With confession, we no longer deny our condition. We are at the starting point of change. We acknowledge our bondage (as the prayer continues) “in thought, word, and deed, by what we have done and by what we have left undone.” Our thoughts and words have entangled us in destructive, harmful ways which we have rationalized. With confession, we acknowledge that we have been unable to stop going to war and justifying our actions.

The prayer of confession continues, “We have not loved you (God) with our whole heart; we have not loved our neighbors as ourselves.” Now we get to the root of our warring ways: not loving, being alienated from the God who is love. This prayer of confession ends with these words, “Forgive us, renew us, and lead us, so that we may delight in your will and walk in your ways, to the glory of your holy name. Amen.”

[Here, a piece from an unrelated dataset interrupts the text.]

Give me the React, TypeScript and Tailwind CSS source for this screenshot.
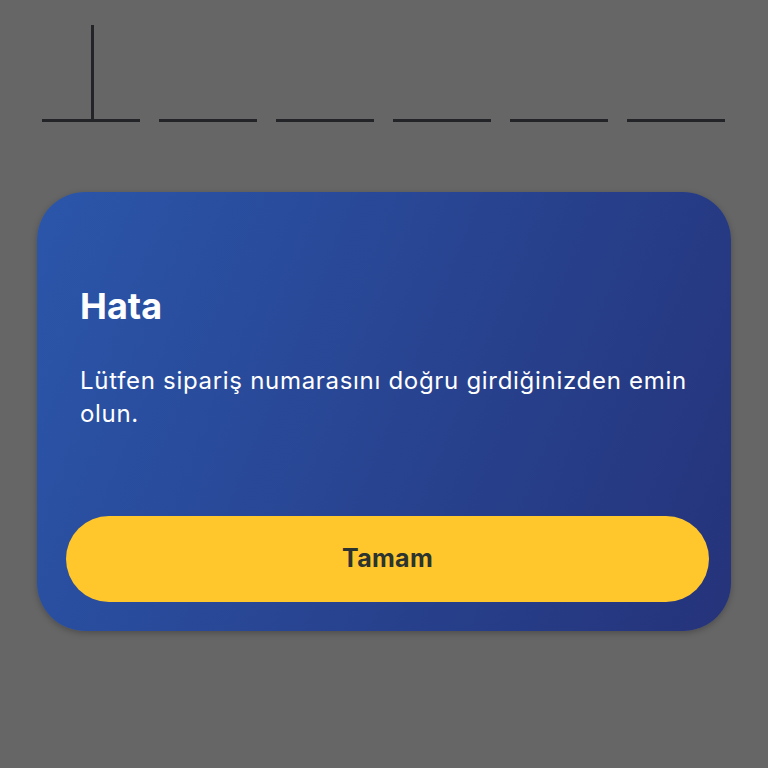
import React from 'react';

const Slot = ({ active }: { active?: boolean }) => (
  <div className="relative h-[96px] w-[98px] border-b-[3px] border-[#222428]">
    {active && <div className="absolute bottom-0 left-[49px] h-[94px] w-[3px] bg-[#222428]" />}
  </div>
);

const App = () => {
  return (
    <div
      className="flex h-[768px] w-[768px] flex-col bg-[#666666] pt-[26px]"
      style={{ fontFamily: 'Inter, "Noto Sans", sans-serif' }}
    >
      {/* code slots */}
      <div className="flex gap-[19px] pl-[42px]">
        <Slot active />
        <Slot />
        <Slot />
        <Slot />
        <Slot />
        <Slot />
      </div>

      {/* error card */}
      <div className="ml-[37px] mt-[70px] flex h-[439px] w-[694px] flex-col rounded-[48px] bg-linear-[112deg] from-[#2b56aa] to-[#25337a] pl-[29px] pt-[92px] shadow-[0_2px_6px_rgba(0,0,0,0.25)]">
        <h1 className="pl-[14px] text-[36px] font-bold leading-[44px] text-white">Hata</h1>
        <p className="mt-[36px] w-[630px] pl-[14px] text-[24px] leading-[33px] tracking-[0.7px] text-white">
          Lütfen sipariş numarasını doğru girdiğinizden emin olun.
        </p>
        <button className="mt-auto mb-[29px] h-[86px] w-[643px] rounded-full bg-[#ffc72c] text-[25px] font-bold tracking-[0.3px] text-[#2d3430]">
          Tamam
        </button>
      </div>
    </div>
  );
};

export default App;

This prayer moves us to return to the source of our lives where we experience mercy, renewal, guidance, and delight in God’s will for humanity. As we discover life lived from Love, we become witnesses to love and peacemakers. We become, in St. Paul’s words, “ambassadors of reconciliation,” issuing the call to others to be reconciled to God and become at peace with one another. In response to the call, others join the movement to make peace and stand against war. They unite in a movement that works for change in heart, mind, and action. By our words and deeds, we affect the nation in which we reside, so that it may not so easily go to war, but rather become a more just society that acts justly in the global community. Acting justly is conducive to peace.